▸ **GIVEN INSTRUCTION**
Scan the data below. Pull out each line where "this" occurs.

*-*-*

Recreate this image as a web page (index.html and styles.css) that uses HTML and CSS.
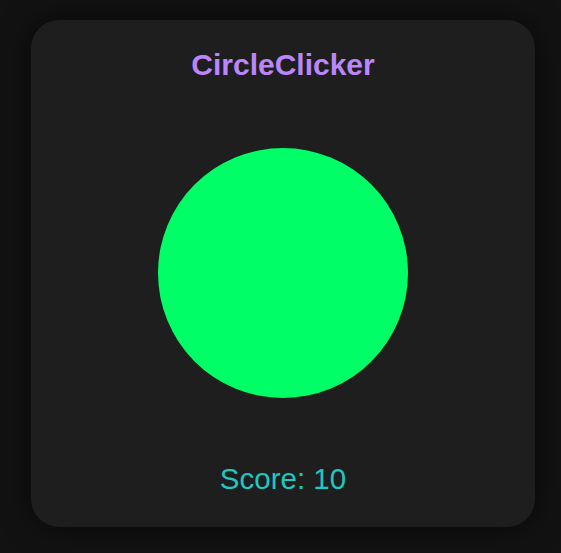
FILE: index.html
```html
<!DOCTYPE html>
<html lang="en">
<head>
<meta charset="utf-8">
<title>CircleClicker</title>
<link rel="stylesheet" href="styles.css">
</head>
<body>
  <main class="card">
    <h1 class="title">CircleClicker</h1>
    <div class="stage">
      <button class="circle" type="button" aria-label="Click the circle"></button>
    </div>
    <p class="score">Score: <span class="score-value">10</span></p>
  </main>
</body>
</html>
```
FILE: styles.css
```css
html, body {
  margin: 0;
  height: 100%;
}
body {
  background: #121212;
  font-family: "Liberation Sans", Arial, sans-serif;
  padding: 20px 0 0 31px;
  box-sizing: border-box;
}
.card {
  width: 504px;
  height: 507px;
  box-sizing: border-box;
  background: #1e1e1e;
  border-radius: 28px;
  box-shadow: 0 0 30px rgba(0, 0, 0, 0.6);
  display: flex;
  flex-direction: column;
  align-items: center;
  padding-top: 28px;
}
.title {
  margin: 0;
  font-size: 30px;
  font-weight: bold;
  line-height: normal;
  color: #bb86fc;
}
.stage {
  margin-top: 66px;
  display: flex;
  justify-content: center;
}
.circle {
  width: 250px;
  height: 250px;
  border-radius: 50%;
  background: #00ff66;
  border: none;
  padding: 0;
  cursor: pointer;
}
.score {
  margin: 64px 0 0;
  font-size: 29.5px;
  line-height: normal;
  color: #1ec8c0;
}
```
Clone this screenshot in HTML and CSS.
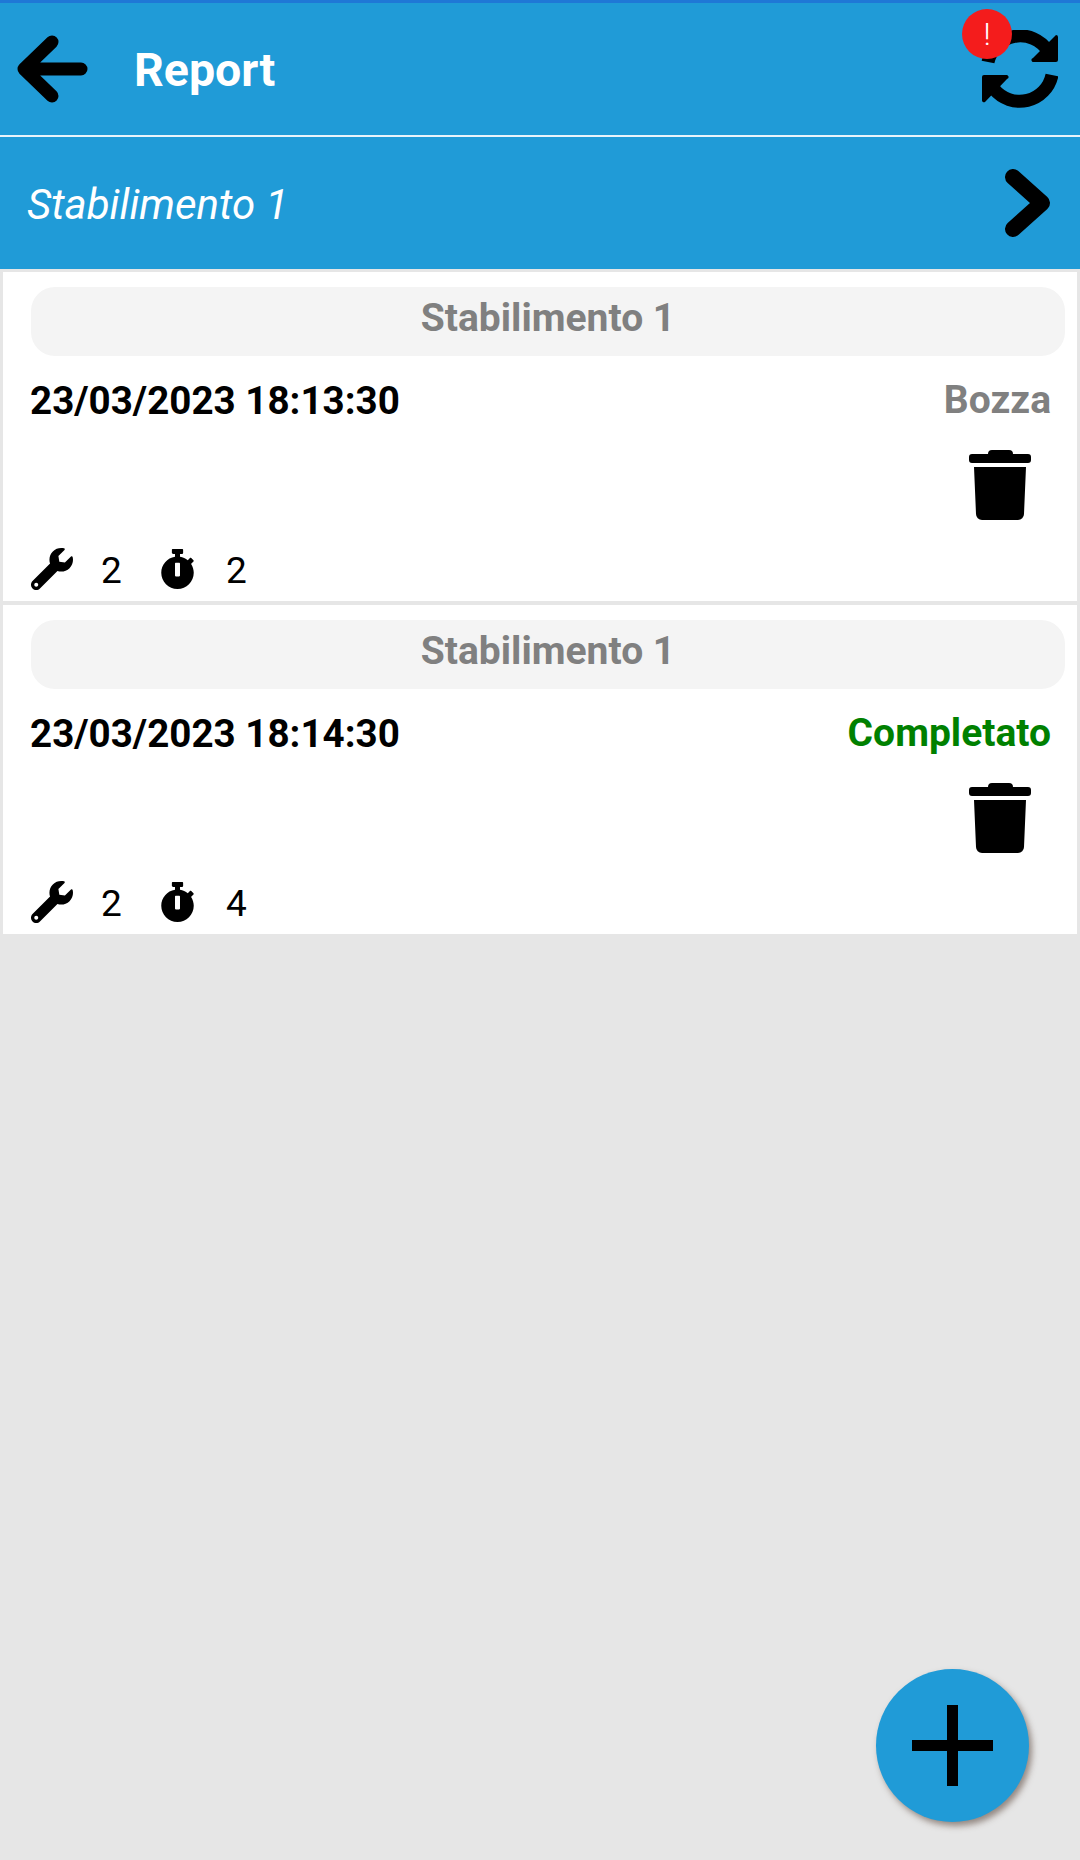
FILE: index.html
```html
<!DOCTYPE html>
<html lang="it">
<head>
<meta charset="utf-8">
<title>Report</title>
<link rel="stylesheet" href="styles.css">
</head>
<body>
<div class="status-strip"></div>
<header class="app-bar">
  <svg class="back-icon" viewBox="0 0 73 72"><path d="M35 9 7 36l28 27M7 36h57" fill="none" stroke="#000" stroke-width="13" stroke-linecap="round" stroke-linejoin="round"/></svg>
  <h1 class="title">Report</h1>
  <div class="sync">
    <svg class="sync-icon" viewBox="0 0 78 78"><path d="M8 32A33 33 0 0 1 68 21M72 45A33 33 0 0 1 14 59" fill="none" stroke="#000" stroke-width="13"/><path d="M76 5a2 2 0 0 1 2 2v23a2 2 0 0 1-2 2H54a2 2 0 0 1-1-4zM4 45h22a2 2 0 0 1 1 4L5 72a2 2 0 0 1-3-2V47a2 2 0 0 1 2-2z"/></svg>
    <span class="badge">!</span>
  </div>
</header>
<div class="plant-bar">
  <span class="plant-name">Stabilimento 1</span>
  <svg class="chevron-icon" viewBox="0 0 46 70"><path d="M8 9l29 26L8 61" fill="none" stroke="#000" stroke-width="16" stroke-linecap="round" stroke-linejoin="round"/></svg>
</div>
<main class="list">
  <article class="card">
    <div class="pill">Stabilimento 1</div>
    <div class="row">
      <span class="date">23/03/2023 18:13:30</span>
      <span class="state state-draft">Bozza</span>
    </div>
    <div class="actions">
      <svg class="trash-icon" viewBox="0 0 62 70"><path d="M23 0h17a4 4 0 0 1 4 4h15a3 3 0 0 1 3 3v3a3 3 0 0 1-3 3H3a3 3 0 0 1-3-3V7a3 3 0 0 1 3-3h16a4 4 0 0 1 4-4zM5 17h52l-2 47a6 6 0 0 1-6 6H13a6 6 0 0 1-6-6z"/></svg>
    </div>
    <div class="stats">
      <svg class="wrench-icon" viewBox="0 0 512 512"><path fill-rule="evenodd" d="M507.73 109.1c-2.24-9.03-13.54-12.09-20.12-5.51l-74.36 74.36-67.88-11.31-11.31-67.88 74.36-74.36c6.62-6.62 3.43-17.9-5.66-20.16-47.38-11.74-99.55.91-136.58 37.93-39.64 39.64-50.55 97.1-34.05 147.2L18.74 402.76c-24.99 24.99-24.99 65.51 0 90.5 24.99 24.99 65.51 24.99 90.5 0l213.21-213.21c50.12 16.71 107.47 5.68 147.37-34.22 37.07-37.07 49.7-89.32 37.91-136.73zM64 472c-13.25 0-24-10.75-24-24 0-13.26 10.75-24 24-24s24 10.74 24 24c0 13.25-10.75 24-24 24z"/></svg>
      <span class="count count-tools">2</span>
      <svg class="watch-icon" viewBox="0 0 448 512"><path d="M432 304c0 114.9-93.1 208-208 208S16 418.9 16 304c0-104 76.3-190.2 176-205.5V64h-28c-6.6 0-12-5.4-12-12V12c0-6.6 5.4-12 12-12h120c6.6 0 12 5.4 12 12v40c0 6.6-5.4 12-12 12h-28v34.5c37.5 5.8 71.7 21.6 99.7 44.6l27.5-27.5c4.7-4.7 12.3-4.7 17 0l28.3 28.3c4.7 4.7 4.7 12.3 0 17l-29.4 29.4-.6.6C419.7 223.3 432 262.2 432 304zm-176 36V188.5c0-6.6-5.4-12-12-12h-40c-6.6 0-12 5.4-12 12V340c0 6.6 5.4 12 12 12h40c6.6 0 12-5.4 12-12z"/></svg>
      <span class="count count-time">2</span>
    </div>
  </article>
  <article class="card">
    <div class="pill">Stabilimento 1</div>
    <div class="row">
      <span class="date">23/03/2023 18:14:30</span>
      <span class="state state-done">Completato</span>
    </div>
    <div class="actions">
      <svg class="trash-icon" viewBox="0 0 62 70"><path d="M23 0h17a4 4 0 0 1 4 4h15a3 3 0 0 1 3 3v3a3 3 0 0 1-3 3H3a3 3 0 0 1-3-3V7a3 3 0 0 1 3-3h16a4 4 0 0 1 4-4zM5 17h52l-2 47a6 6 0 0 1-6 6H13a6 6 0 0 1-6-6z"/></svg>
    </div>
    <div class="stats">
      <svg class="wrench-icon" viewBox="0 0 512 512"><path fill-rule="evenodd" d="M507.73 109.1c-2.24-9.03-13.54-12.09-20.12-5.51l-74.36 74.36-67.88-11.31-11.31-67.88 74.36-74.36c6.62-6.62 3.43-17.9-5.66-20.16-47.38-11.74-99.55.91-136.58 37.93-39.64 39.64-50.55 97.1-34.05 147.2L18.74 402.76c-24.99 24.99-24.99 65.51 0 90.5 24.99 24.99 65.51 24.99 90.5 0l213.21-213.21c50.12 16.71 107.47 5.68 147.37-34.22 37.07-37.07 49.7-89.32 37.91-136.73zM64 472c-13.25 0-24-10.75-24-24 0-13.26 10.75-24 24-24s24 10.74 24 24c0 13.25-10.75 24-24 24z"/></svg>
      <span class="count count-tools">2</span>
      <svg class="watch-icon" viewBox="0 0 448 512"><path d="M432 304c0 114.9-93.1 208-208 208S16 418.9 16 304c0-104 76.3-190.2 176-205.5V64h-28c-6.6 0-12-5.4-12-12V12c0-6.6 5.4-12 12-12h120c6.6 0 12 5.4 12 12v40c0 6.6-5.4 12-12 12h-28v34.5c37.5 5.8 71.7 21.6 99.7 44.6l27.5-27.5c4.7-4.7 12.3-4.7 17 0l28.3 28.3c4.7 4.7 4.7 12.3 0 17l-29.4 29.4-.6.6C419.7 223.3 432 262.2 432 304zm-176 36V188.5c0-6.6-5.4-12-12-12h-40c-6.6 0-12 5.4-12 12V340c0 6.6 5.4 12 12 12h40c6.6 0 12-5.4 12-12z"/></svg>
      <span class="count count-time">4</span>
    </div>
  </article>
</main>
<button class="fab" type="button" aria-label="Aggiungi">
  <svg class="plus-icon" viewBox="0 0 81 81"><path d="M35 0h11v35h35v11H46v35H35V46H0V35h35z"/></svg>
</button>
</body>
</html>
```

FILE: styles.css
```css
html, body {
  margin: 0;
  padding: 0;
}
body {
  position: relative;
  width: 1080px;
  height: 1860px;
  overflow: hidden;
  background: #e6e6e6;
  font-family: Roboto, "Liberation Sans", sans-serif;
  color: #000;
}
svg {
  display: block;
  flex: none;
}
.status-strip {
  height: 3px;
  background: #1f78d6;
}
.app-bar {
  display: flex;
  align-items: center;
  height: 132px;
  padding: 0 22px 0 17px;
  background: #209bd7;
  border-bottom: 2px solid #e8f4fb;
}
.back-icon {
  width: 73px;
  height: 72px;
}
.title {
  flex: 1;
  margin: 2px 0 0 44px;
  font-size: 46.5px;
  font-weight: 700;
  color: #fff;
}
.sync {
  position: relative;
}
.sync-icon {
  width: 78px;
  height: 78px;
}
.badge {
  position: absolute;
  left: -18px;
  top: -21px;
  width: 50px;
  height: 50px;
  border-radius: 50%;
  background: #f41c1c;
  color: #fff;
  font-size: 32px;
  font-weight: 300;
  line-height: 50px;
  text-align: center;
}
.plant-bar {
  display: flex;
  align-items: center;
  justify-content: space-between;
  height: 132px;
  padding: 0 29px 0 27px;
  background: #209bd7;
}
.plant-name {
  margin-top: 2px;
  font-size: 42px;
  font-style: italic;
  font-weight: 400;
  color: #fff;
}
.chevron-icon {
  width: 46px;
  height: 70px;
}
.list {
  display: flex;
  flex-direction: column;
  gap: 4px;
  padding: 3px 3px 0;
}
.card {
  box-sizing: border-box;
  height: 329px;
  padding: 15px 12px 0 28px;
  background: #fff;
}
.pill {
  height: 69px;
  border-radius: 24px;
  background: #f4f4f4;
  color: #808080;
  font-size: 39px;
  font-weight: 700;
  line-height: 62px;
  text-align: center;
}
.row {
  display: flex;
  align-items: center;
  justify-content: space-between;
  height: 44px;
  margin-top: 22px;
  padding-right: 14px;
}
.date {
  margin-left: -1px;
  font-size: 38.6px;
  font-weight: 700;
}
.state {
  font-size: 39px;
  font-weight: 700;
}
.state-draft {
  color: #808080;
}
.state-done {
  color: #008000;
}
.actions {
  display: flex;
  justify-content: flex-end;
  margin-top: 28px;
  padding-right: 34px;
}
.trash-icon {
  width: 62px;
  height: 70px;
}
.stats {
  display: flex;
  align-items: center;
  height: 42px;
  margin-top: 28px;
}
.wrench-icon {
  width: 42px;
  height: 42px;
}
.watch-icon {
  width: 35px;
  height: 40px;
}
.count {
  width: 20px;
  margin-top: 2px;
  font-size: 37px;
}
.count-tools {
  margin-left: 28px;
  margin-right: 39px;
}
.count-time {
  margin-left: 31px;
}
.fab {
  position: absolute;
  left: 876px;
  top: 1669px;
  display: flex;
  align-items: center;
  justify-content: center;
  width: 153px;
  height: 153px;
  padding: 0;
  border: 0;
  border-radius: 50%;
  background: #209bd7;
  box-shadow: 3px 4px 6px rgba(80, 60, 50, 0.55);
}
.plus-icon {
  width: 81px;
  height: 81px;
}
```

*-*-*

▸ **RESPONSE**
Recreate this image as a web page (index.html and styles.css) that uses HTML and CSS.
Clone this screenshot in HTML and CSS.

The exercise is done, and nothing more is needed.